The history and practice of science writing in the nineteenth-century. Especially relevant is Chapter Six, which is a history of science communication:

“We’re in it because we love science and it is a job which you can keep learning more and more about science all the time”

“Science has made wonderful advances; of course we view it as positive.”

“We want to sell science.”

Chapter Ten discusses “imagery” but in this instance the “imagery” referred to is verbal imagery, not science art and illustrations, nor any of the constraints involved in producing science art. As we try to reach broader audiences in a multimedia landscape I think it’s important to be aware that science communication needs to start wherever your target audience already is and that, for many communities, writing alone is not enough.

The Study of Science Communication and Science Engagement

  • Investigating Science Communication in the Information Age: Implications for public engagement and popular media, R. Holliman et al. Oxford University Press, 2009.  

A fascinating British sociology textbook that was an eye-opener for me. This contemporary volume is an excellent introduction to the study of science communication. I loved learning that there was actual research showing what works and what doesn’t for science communication. The book also details those research methods that my colleagues are curious about, methods of sociology research. One of the main points of the book is how it stresses the importance of public engagement with science as opposed to the previous assumptions of the public understanding of science, moving our field from Deficit Model style to Engagement Style communication. Let’s use this text and others like it to start learning what works and what doesn’t in our content production.

Our Cultural Perceptions of Science and Virtual Witnessing Technologies

  • 
Lab Coats in Hollywood: Science, Scientists in Cinema, David Kirby, MIT Press, Cambridge MA, 2011.

This book concerns the National Academy of Sciences and Entertainment Exchange, a project that provides science advisers for Hollywood films. It talks about the experience of being a science adviser now and the effect the participating scientists have on our cultural perceptions of science. For example Jack Horner, the curator of the Museum of the Rockies, participated in the Exchange as the science adviser for Jurassic Park (1993), which forever changed our cultural perception of dinosaurs from slow, lumbering beasts into fast intelligent creatures with behavioral traits similar to modern birds. Also, by using films as virtual witnessing technologies we have the opportunity to reach broader audiences then ever before, “The concept of virtual witnessing captures the significance of visualization and representation in scientific practice and the notion that witnessing need not be direct to convince people that phenomena or events match natural law. Only two men walked on the moon in 1969, but every person on Earth had the chance to witness this event on television.”

The Science of Science Communication – Policy

  • The Science of Science Communication (May 21st-22nd 2012)

This answers our question from the beginning where we asked. “If that’s what we knew in 1985 in Britain, where are we now with science communication in the United States?” These videos from the Sackler Colloquia’s YouTube Channel give us a clearer picture of what’s going on now in science communication.
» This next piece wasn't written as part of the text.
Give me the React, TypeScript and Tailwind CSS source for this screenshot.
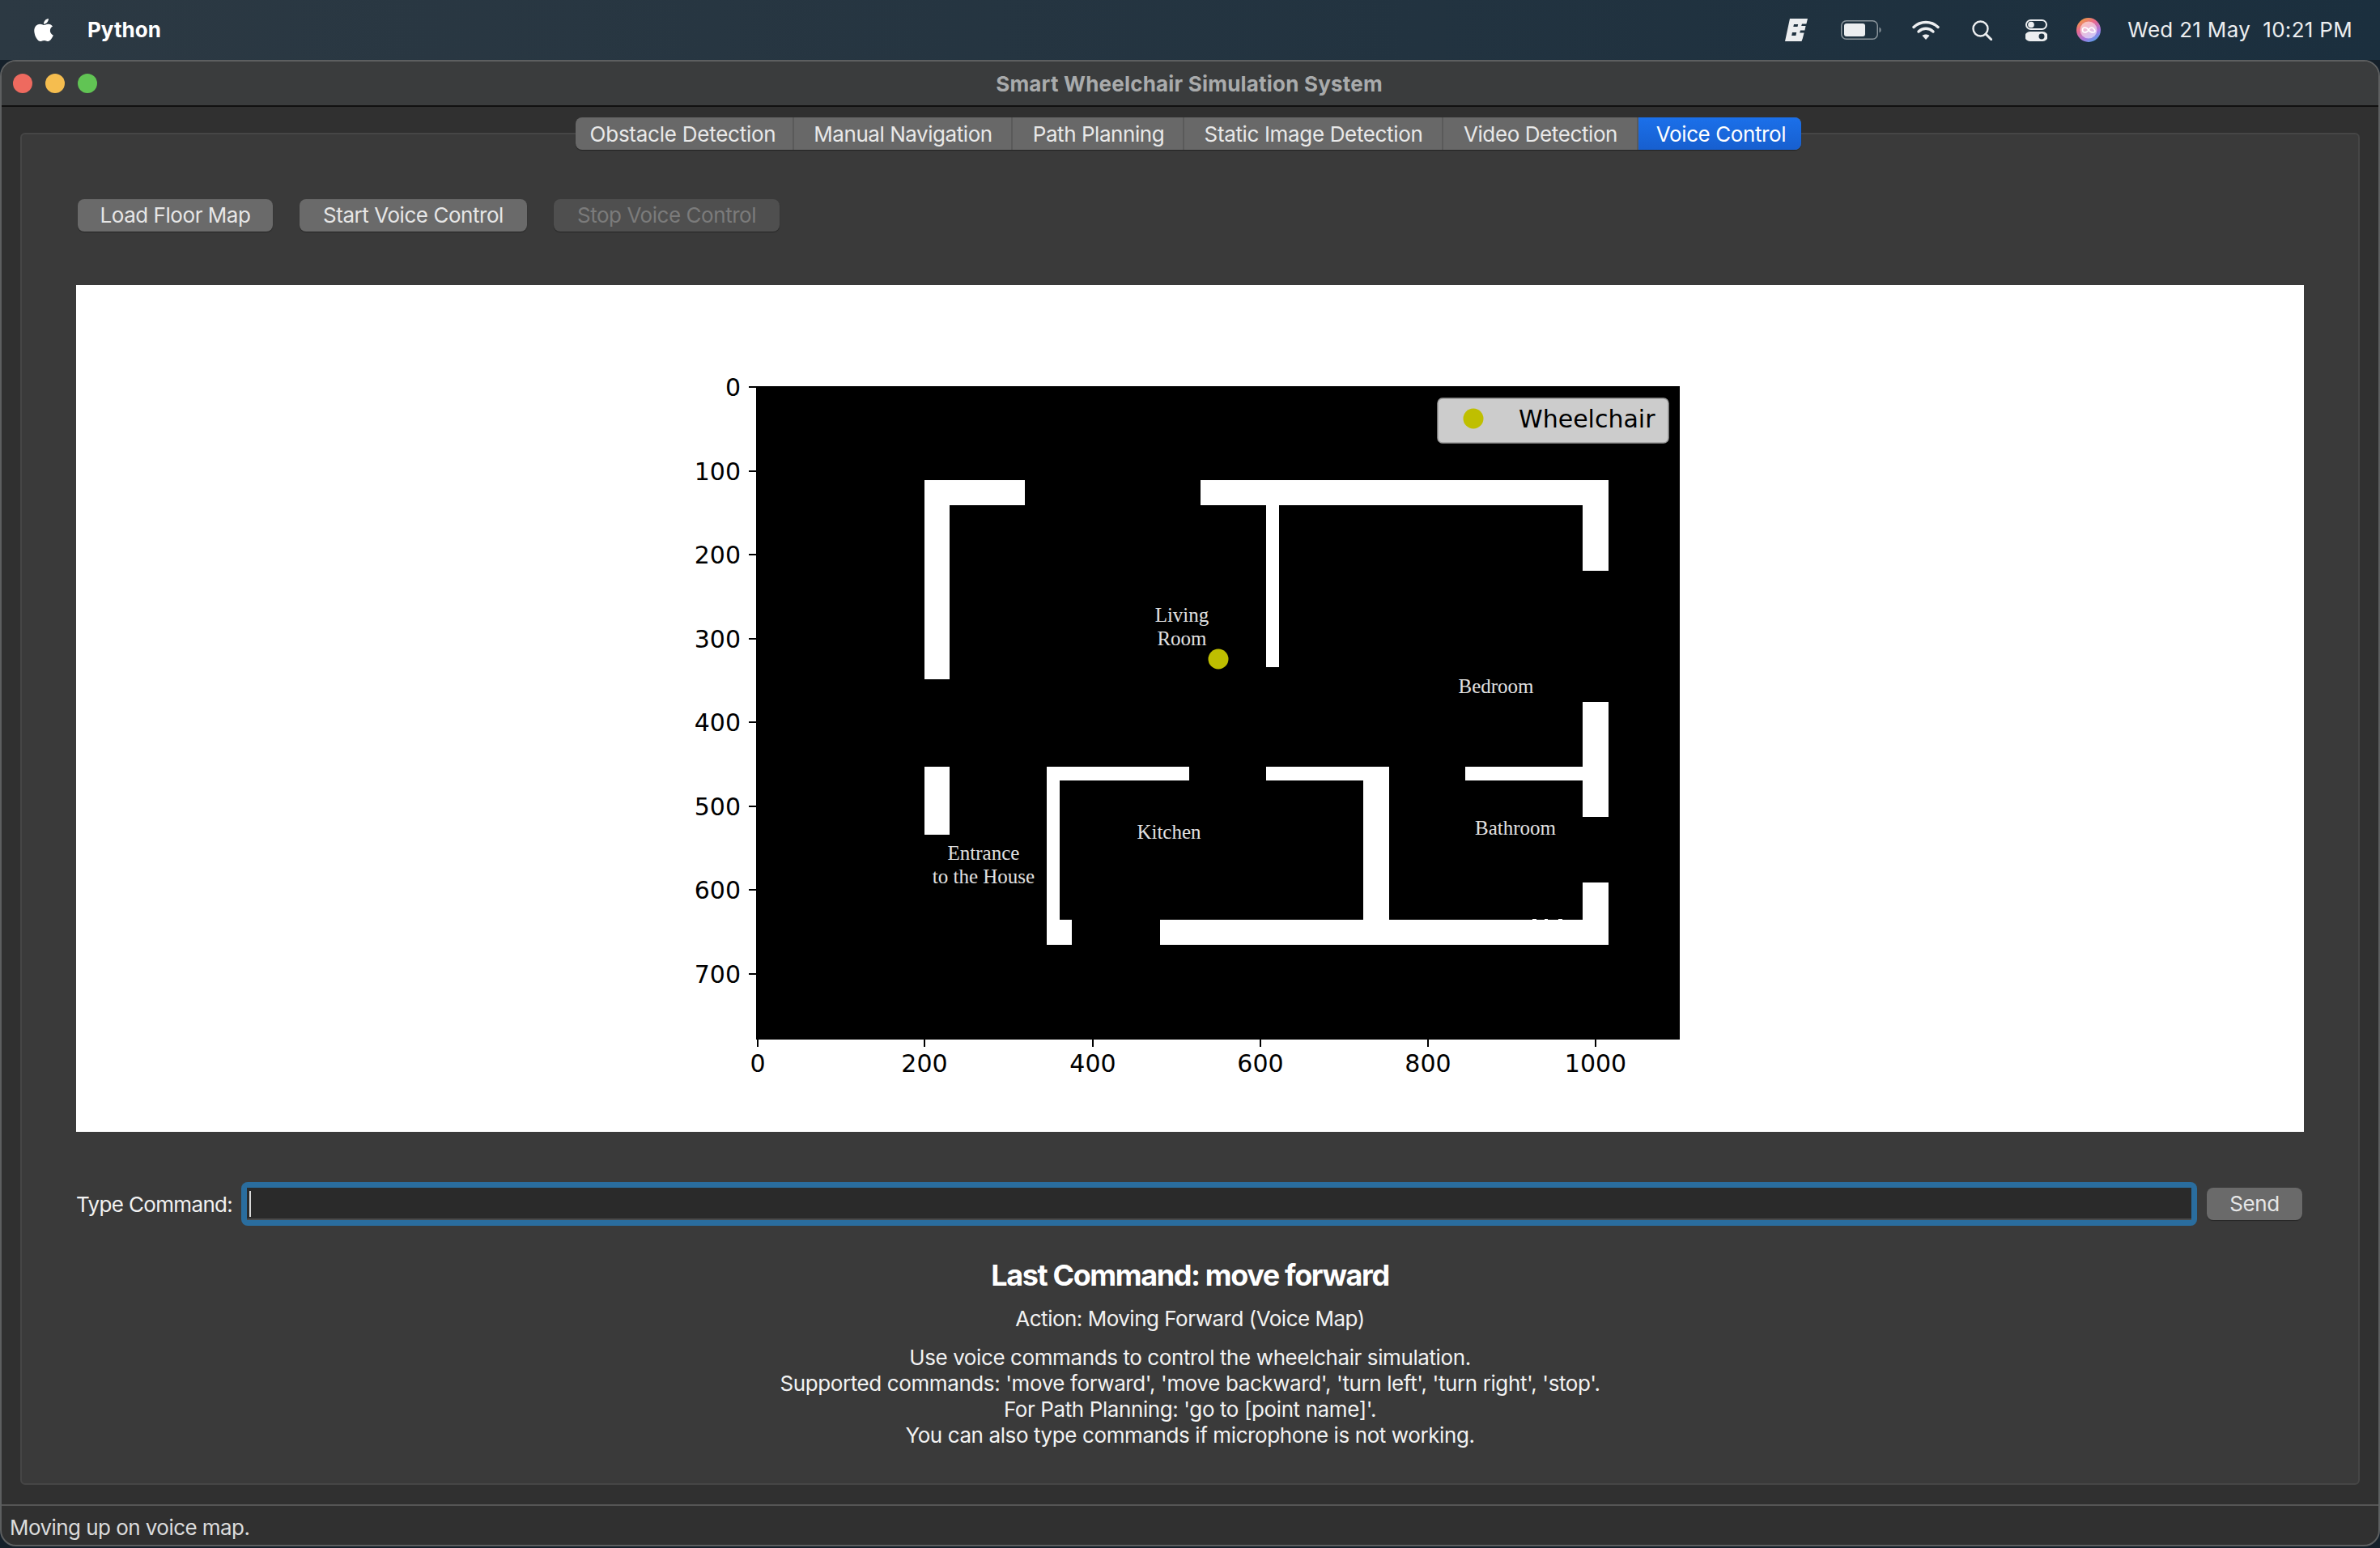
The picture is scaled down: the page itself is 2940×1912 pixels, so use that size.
import { FaApple } from "react-icons/fa";

const tabs = [
  { label: "Obstacle Detection", w: "w-[270px]", x: "pr-[3px] tracking-[-0.25px]" },
  { label: "Manual Navigation", w: "w-[270px]", x: "pl-[1px] tracking-[-0.45px]" },
  { label: "Path Planning", w: "w-[212px]", x: "pl-[2px] tracking-[-0.45px]" },
  { label: "Static Image Detection", w: "w-[320px]", x: "pl-[1px] tracking-[-0.35px]" },
  { label: "Video Detection", w: "w-[241px]", x: "pl-[1px] tracking-[-0.4px]" },
];

const walls: [number, number, number, number][] = [
  [1142, 593, 31, 246],
  [1142, 593, 124, 31],
  [1483, 593, 504, 31],
  [1955, 593, 32, 112],
  [1564, 624, 16, 200],
  [1955, 867, 32, 142],
  [1810, 947, 145, 17],
  [1142, 947, 31, 84],
  [1293, 947, 16, 220],
  [1293, 947, 176, 17],
  [1293, 1136, 31, 31],
  [1564, 947, 152, 17],
  [1684, 947, 32, 189],
  [1433, 1136, 554, 31],
  [1955, 1090, 32, 77],
  [1893, 1135, 5, 1],
  [1908, 1135, 4, 1],
  [1925, 1135, 5, 1],
];

const yTicks = [
  ["0", 478],
  ["100", 582],
  ["200", 685],
  ["300", 789],
  ["400", 892],
  ["500", 996],
  ["600", 1099],
  ["700", 1203],
] as const;

const xTicks = [
  ["0", 936],
  ["200", 1142],
  ["400", 1350],
  ["600", 1557],
  ["800", 1764],
  ["1000", 1971],
] as const;

const rooms = [
  ["Living", 1460, 768],
  ["Room", 1460, 797],
  ["Bedroom", 1848, 856],
  ["Kitchen", 1444, 1036],
  ["Bathroom", 1872, 1031],
  ["Entrance", 1215, 1062],
  ["to the House", 1215, 1091],
] as const;

function FloorPlot() {
  return (
    <svg viewBox="94 352 2752 1046" className="block h-[1046px] w-[2752px] bg-white">
      <rect x="934" y="477" width="1141" height="807" fill="#000" />
      {walls.map(([x, y, w, h], i) => (
        <rect key={i} x={x} y={y} width={w} height={h} fill="#fff" />
      ))}
      {rooms.map(([t, x, y]) => (
        <text key={t} x={x} y={y} textAnchor="middle" fill="#e0e0e0" fontSize="25" className="[font-family:'Liberation_Serif',serif]">
          {t}
        </text>
      ))}
      <circle cx="1505" cy="814" r="12.5" fill="#bfbf00" />
      <rect x="1776" y="492" width="285" height="55" rx="6" fill="#cccccc" stroke="#9a9a9a" strokeWidth="1.5" />
      <circle cx="1820" cy="517" r="12.5" fill="#bfbf00" />
      <text x="1876" y="528" fontSize="30" fill="#000" className="[font-family:'DejaVu_Sans',sans-serif]">
        Wheelchair
      </text>
      {yTicks.map(([t, y]) => (
        <g key={t}>
          <rect x="925" y={y - 1} width="9" height="2" fill="#000" />
          <text x="915" y={y + 11} textAnchor="end" fontSize="30" fill="#000" className="[font-family:'DejaVu_Sans',sans-serif]">
            {t}
          </text>
        </g>
      ))}
      {xTicks.map(([t, x]) => (
        <g key={t}>
          <rect x={x - 1} y="1284" width="2" height="9" fill="#000" />
          <text x={x} y="1324" textAnchor="middle" fontSize="30" fill="#000" className="[font-family:'DejaVu_Sans',sans-serif]">
            {t}
          </text>
        </g>
      ))}
    </svg>
  );
}

function StatusIcons() {
  return (
    <div className="flex items-center">
      <svg viewBox="0 0 28 28" className="h-[28px] w-[28px]">
        <path
          d="M6 0H28L26.4 6.5H21L20.2 9H25.6L24.4 14.5H19L18.2 17.5H23.6L21.8 24.5 20.5 28H0Z M11 7 10.3 10H15.5L16.2 7Z M9 17 8.2 21H13.4L14.2 17Z"
          fill="#eceef0"
          fillRule="evenodd"
        />
      </svg>
      <svg viewBox="0 0 50 24" className="ml-[41px] h-[24px] w-[50px]">
        <rect x="0.75" y="0.75" width="44.5" height="22.5" rx="6" fill="none" stroke="#8b959c" strokeWidth="1.5" />
        <rect x="4" y="4" width="26" height="16" rx="3" fill="#eceef0" />
        <path d="M47.5 8.5C49 9.5 49.6 10.5 49.6 12S49 14.5 47.5 15.5Z" fill="#8b959c" />
      </svg>
      <svg viewBox="0 0 34 24" className="ml-[38px] h-[24px] w-[34px]" fill="none" stroke="#eceef0" strokeWidth="3.4" strokeLinecap="round">
        <path d="M2 8.5C10.5 .5 23.5 .5 32 8.5" />
        <path d="M8 14C13.5 9 20.5 9 26 14" />
        <path d="M17 24 12.5 19C15 17 19 17 21.5 19Z" fill="#eceef0" stroke="none" />
      </svg>
      <svg viewBox="0 0 25 25" className="ml-[40px] h-[25px] w-[25px]" fill="none" stroke="#eceef0" strokeWidth="2.4" strokeLinecap="round">
        <circle cx="10.5" cy="10.5" r="9" />
        <path d="M17 17 24 24" strokeWidth="3" />
      </svg>
      <svg viewBox="0 0 27 27" className="ml-[41px] h-[27px] w-[27px]">
        <rect x="1" y="1" width="25" height="11" rx="5.5" fill="none" stroke="#eceef0" strokeWidth="2" />
        <circle cx="7" cy="6.5" r="3.8" fill="#eceef0" />
        <path
          d="M5.5 15H21.5A5.75 5.75 0 0 1 21.5 27H5.5A5.75 5.75 0 0 1 5.5 15ZM20 17.5A3.5 3.5 0 1 0 20.01 24.5 3.5 3.5 0 1 0 20 17.5Z"
          fill="#eceef0"
          fillRule="evenodd"
        />
      </svg>
      <svg viewBox="0 0 30 30" className="ml-[36px] h-[30px] w-[30px]">
        <defs>
          <linearGradient id="siri" x1="0.2" y1="0" x2="0.8" y2="1">
            <stop offset="0" stopColor="#f0a13c" />
            <stop offset="0.35" stopColor="#e8688f" />
            <stop offset="0.7" stopColor="#a678e0" />
            <stop offset="1" stopColor="#4aa8ec" />
          </linearGradient>
        </defs>
        <circle cx="15" cy="15" r="15" fill="url(#siri)" />
        <circle cx="15" cy="15" r="10.5" fill="#fff" opacity="0.55" />
        <path d="M15 15C12.5 11 7.5 11 7.5 15S12.5 19 15 15 20 11 22.5 15 17.5 19 15 15Z" fill="none" stroke="#fff" strokeWidth="1.6" />
      </svg>
    </div>
  );
}

const btnBase =
  "flex h-[40px] items-center justify-center rounded-[8px] pb-[2px] text-[26px] tracking-[-0.45px] shadow-[0_1px_1px_rgba(0,0,0,0.35)]";
const btn = `${btnBase} bg-[#6a6a6a] text-[#e6e6e6]`;
const btnDisabled = `${btnBase} bg-[#4f4f4f] text-[#7b7b7b]`;

export default function App() {
  return (
    <div className="flex h-[1912px] w-[2940px] flex-col overflow-hidden bg-[#15202a] text-white [font-family:Inter,'Liberation_Sans',sans-serif]">
      {/* macOS menu bar */}
      <header className="flex h-[74px] shrink-0 items-center justify-between bg-gradient-to-r from-[#2c3943] to-[#1b2f3e] pl-[41px] pr-[34px]">
        <div className="flex items-center">
          <FaApple className="h-[32px] w-[26px] text-white" />
          <span className="ml-[41px] pb-[2px] text-[26px] font-bold">Python</span>
        </div>
        <div className="flex items-center">
          <StatusIcons />
          <span className="ml-[33px] whitespace-pre pb-[2px] text-[26px] tracking-[0.3px] text-[#eceef0]">Wed 21 May  10:21 PM</span>
        </div>
      </header>

      {/* Window */}
      <div className="mb-[2px] flex flex-1 flex-col overflow-hidden rounded-[20px] border-2 border-[#5d5f60] bg-[#303030]">
        <div className="flex h-[56px] shrink-0 items-center border-b-2 border-[#111] bg-[#3a3c3d] pl-[14px]">
          <div className="flex gap-[16px]">
            <span className="h-[24px] w-[24px] rounded-full bg-[#ee6a5f]" />
            <span className="h-[24px] w-[24px] rounded-full bg-[#f5bd4f]" />
            <span className="h-[24px] w-[24px] rounded-full bg-[#61c454]" />
          </div>
          <span className="flex-1 pr-[120px] text-center text-[26px] font-bold tracking-[0.2px] text-[#a9abac]">Smart Wheelchair Simulation System</span>
        </div>

        <div className="flex flex-1 flex-col">
          {/* Tabs */}
          <div className="relative z-10 mt-[13px] -mb-[21px] flex justify-center pr-[4px]">
            <div className="flex h-[40px] overflow-hidden rounded-[8px] bg-[#686868] text-[26px] text-[#e8e8e8] shadow-[0_1px_1px_rgba(0,0,0,0.4)]">
              {tabs.map((t) => (
                <div key={t.label} className={`flex items-center justify-center border-r-2 border-[#5a5a5a] ${t.w} ${t.x}`}>
                  {t.label}
                </div>
              ))}
              <div className="flex w-[201px] items-center justify-center bg-gradient-to-b from-[#1b70ea] to-[#175fcf] pl-[3px] tracking-[-0.4px] text-white">Voice Control</div>
            </div>
          </div>

          {/* Tab pane */}
          <div className="mx-[23px] flex h-[1670px] flex-col rounded-[6px] border-2 border-[#464646] bg-[#3a3a3a] px-[67px] pt-[80px]">
            <div className="flex gap-[33px] pl-[2px]">
              <div className={`${btn} w-[241px]`}>Load Floor Map</div>
              <div className={`${btn} w-[281px]`}>Start Voice Control</div>
              <div className={`${btnDisabled} w-[279px]`}>Stop Voice Control</div>
            </div>

            <div className="mt-[66px]">
              <FloorPlot />
            </div>

            <div className="mt-[62px] flex h-[54px] items-center">
              <span className="w-[204px] text-[26px] tracking-[-0.65px] text-[#f2f2f2]">Type Command:</span>
              <div className="relative h-[54px] w-[2416px] rounded-[8px] bg-[#2a6d9e] p-[7px]">
                <input
                  readOnly
                  aria-label="Type Command"
                  className="block h-full w-full border-b-2 border-[#4a4a4a] bg-[#2a2a2a] outline-none"
                />
                <span className="absolute left-[10px] top-[11px] h-[32px] w-[2px] bg-[#d8d8d8]" />
              </div>
              <div className={`${btn} ml-[12px] w-[118px]`}>Send</div>
            </div>

            <div className="mt-[38px] text-center">
              <p className="text-[36px] font-bold leading-[46px] tracking-[-1.4px]">Last Command: move forward</p>
              <p className="mt-[15px] text-[26px] leading-[32px] tracking-[-0.5px] text-[#f2f2f2]">Action: Moving Forward (Voice Map)</p>
              <div className="mt-[16px] text-[26px] leading-[32px] tracking-[-0.4px] text-[#f2f2f2]">
                <p>Use voice commands to control the wheelchair simulation.</p>
                <p>Supported commands: 'move forward', 'move backward', 'turn left', 'turn right', 'stop'.</p>
                <p>For Path Planning: 'go to [point name]'.</p>
                <p>You can also type commands if microphone is not working.</p>
              </div>
            </div>
          </div>

          {/* Status bar */}
          <div className="mt-auto flex h-[50px] items-center border-t-2 border-[#555] pl-[10px] pt-[4px] text-[26px] tracking-[-0.55px] text-[#dcdcdc]">Moving up on voice map.</div>
        </div>
      </div>
    </div>
  );
}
I think they also give a fair insight into what the policy governing how we function as science communicators looks like. How great is it that this is free and accessible?! Really great. If you need the actual agenda, you can find it at the National Academy of Science’s website here.

In my opinion, these are the highlights:

I want to support the cultural integration of science, and create mechanisms to maintain an educated adult population because our technological knowledge is advancing more rapidly than the information is being assimilated culturally. The communication I see being produced is mostly by scientists for scientists; the information created for other audiences often has a bias or agenda. I would like to be moderating, through popular media, a societal discussion that provides both accurate representation of our current understanding of an issue and also represent the different cultural perspectives of that issue. Using interactive new-media tools and testing, we can moderate a societal discussion of an issue, where each group gets to be “heard” and represented through a character. I hope these sources are useful to you as they were to me.

Illustration by Maki Naro

Comments

  1. Sarah Rosenberg said:

    This is a really important discussion to be having. As someone working in the public health communications field, I fully support increasing access to educational information to the public – and urge us to think even a step further toward addressing the disparities in education, and the vital importance of empowering those who are least privileged to receive quality education too, by means that meet them where they are. Bringing science education not only to media besides textbooks and journals but to popular culture, film, novels, and other creative means is a good step in this direction, I feel. It’s not enough to simply provide access, such as through expanding Internet access, but to guide the learning that can potentially happen in realistic and inclusive ways.